SUPPLIED MATERIAL ::
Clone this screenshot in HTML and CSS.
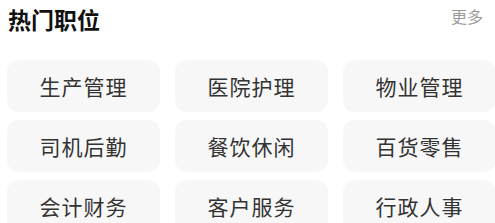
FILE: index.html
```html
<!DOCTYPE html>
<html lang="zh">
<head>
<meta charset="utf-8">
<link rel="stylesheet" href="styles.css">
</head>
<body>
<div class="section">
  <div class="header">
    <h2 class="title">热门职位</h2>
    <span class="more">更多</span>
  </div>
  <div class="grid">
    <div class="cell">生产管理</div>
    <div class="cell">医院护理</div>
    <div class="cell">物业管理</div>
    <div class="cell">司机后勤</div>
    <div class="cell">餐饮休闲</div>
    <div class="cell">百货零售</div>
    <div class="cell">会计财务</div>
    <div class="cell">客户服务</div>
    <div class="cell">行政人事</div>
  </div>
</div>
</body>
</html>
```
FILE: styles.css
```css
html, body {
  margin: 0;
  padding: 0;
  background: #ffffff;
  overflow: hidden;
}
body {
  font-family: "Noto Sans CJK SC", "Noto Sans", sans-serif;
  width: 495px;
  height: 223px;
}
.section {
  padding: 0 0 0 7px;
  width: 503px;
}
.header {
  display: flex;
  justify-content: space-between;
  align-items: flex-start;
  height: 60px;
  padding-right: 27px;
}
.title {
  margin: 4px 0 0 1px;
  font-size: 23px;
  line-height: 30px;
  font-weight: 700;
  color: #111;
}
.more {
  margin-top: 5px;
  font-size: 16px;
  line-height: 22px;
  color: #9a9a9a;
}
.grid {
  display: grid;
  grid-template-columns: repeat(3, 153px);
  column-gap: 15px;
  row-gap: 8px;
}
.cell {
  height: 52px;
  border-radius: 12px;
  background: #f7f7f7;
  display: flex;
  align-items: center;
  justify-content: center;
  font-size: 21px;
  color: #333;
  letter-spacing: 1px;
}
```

SHORT PROBLEM :: Make an exact copy of all the material, but keep the pictures out of it.

SOLUTION FOR THIS TASK ::
Clone this screenshot in HTML and CSS.
FILE: index.html
```html
<!DOCTYPE html>
<html lang="zh">
<head>
<meta charset="utf-8">
<link rel="stylesheet" href="styles.css">
</head>
<body>
<div class="section">
  <div class="header">
    <h2 class="title">热门职位</h2>
    <span class="more">更多</span>
  </div>
  <div class="grid">
    <div class="cell">生产管理</div>
    <div class="cell">医院护理</div>
    <div class="cell">物业管理</div>
    <div class="cell">司机后勤</div>
    <div class="cell">餐饮休闲</div>
    <div class="cell">百货零售</div>
    <div class="cell">会计财务</div>
    <div class="cell">客户服务</div>
    <div class="cell">行政人事</div>
  </div>
</div>
</body>
</html>
```
FILE: styles.css
```css
html, body {
  margin: 0;
  padding: 0;
  background: #ffffff;
  overflow: hidden;
}
body {
  font-family: "Noto Sans CJK SC", "Noto Sans", sans-serif;
  width: 495px;
  height: 223px;
}
.section {
  padding: 0 0 0 7px;
  width: 503px;
}
.header {
  display: flex;
  justify-content: space-between;
  align-items: flex-start;
  height: 60px;
  padding-right: 27px;
}
.title {
  margin: 4px 0 0 1px;
  font-size: 23px;
  line-height: 30px;
  font-weight: 700;
  color: #111;
}
.more {
  margin-top: 5px;
  font-size: 16px;
  line-height: 22px;
  color: #9a9a9a;
}
.grid {
  display: grid;
  grid-template-columns: repeat(3, 153px);
  column-gap: 15px;
  row-gap: 8px;
}
.cell {
  height: 52px;
  border-radius: 12px;
  background: #f7f7f7;
  display: flex;
  align-items: center;
  justify-content: center;
  font-size: 21px;
  color: #333;
  letter-spacing: 1px;
}
```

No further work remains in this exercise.